In questo contesto, l’accordo tra maggioranza e opposizione in Danimarca sulla proposta di legge che consente di confiscare i beni dei profughi per pagare le spese di accoglienza (stigmatizzata ieri da Bruxelles) ha fatto venir fuori la notizia  che in Svizzera una misura del genere è già praticata dal 1992. Lo ha rivelato la tv svizzero-tedesca Srf l’altra sera: nei centri di registrazione elvetici i richiedenti asilo devono consegnare alle autorità tutti i beni che eccedono il valore di 860 franchi (circa euro), per coprire le spese per le procedure d’asilo e del welfare. La televisione ha mostrato la ricevuta di un profugo siriano, che aveva dovuto consegnare la metà dei contanti che aveva in tasca. La Segreteria di Stato della migrazione ha confermato l’esistenza della procedura, sostenendo che la legge esige dai richiedenti asilo un contributo per i costi di soggiorno e per l’assistenza sociale e che «se una persona se ne va di sua volontà entro sette mesi, potrà recuperare il suo denaro e in caso contrario esso coprirà le spese». Poi, una volta ottenuta la residenza, dovrà versare il 10 per cento del suo reddito per un periodo di dieci anni, fino a un massimo di 15 mila franchi.
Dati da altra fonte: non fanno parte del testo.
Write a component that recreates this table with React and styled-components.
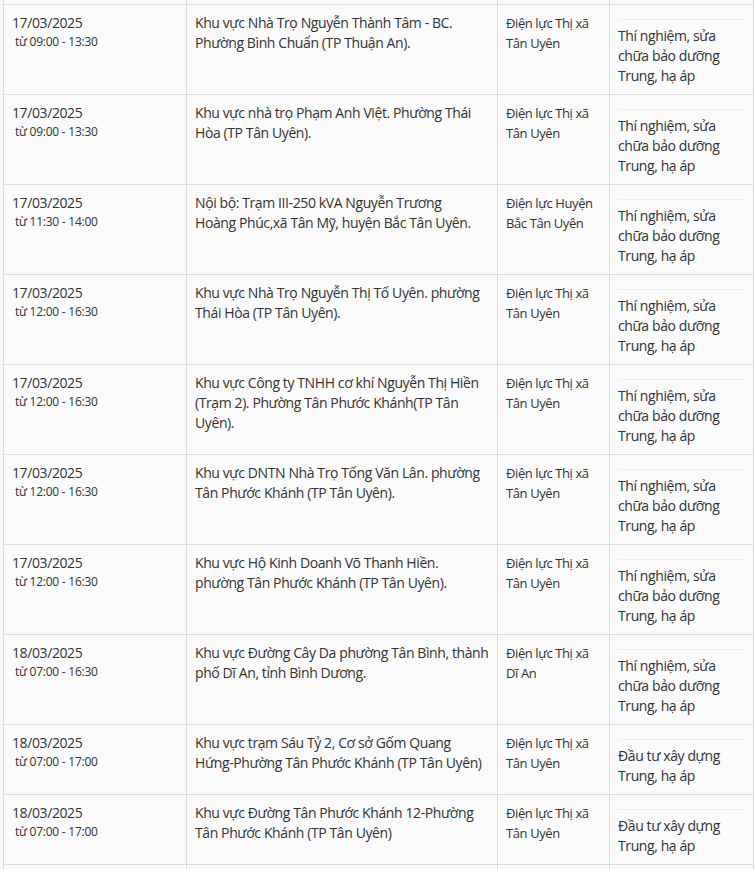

Era nell’aria che, con la vittoria dei partiti anti-immigrazione, l’atmosfera politica sarebbe cambiata, in un Paese che praticamente non conosce la disoccupazione ma che si trova a fare i conti con una crescita zero e la temuta deflazione, né più né meno che il resto d’Europa dalla quale si tiene fuori. La mossa di sganciare il franco dall’euro ha provocato un buco di oltre 20 miliardi nelle casse dello Stato nel 2015, e la reazione della maggioranza dei cittadini è stata di proteggersi ancora di più. Ma le conseguenze potrebbero essere ancora peggiori: se il nuovo governo dovesse dar seguito al referendum contro la libera circolazione approvato nel 2014, perderebbero ogni possibilità di accedere ai finanziamenti europei.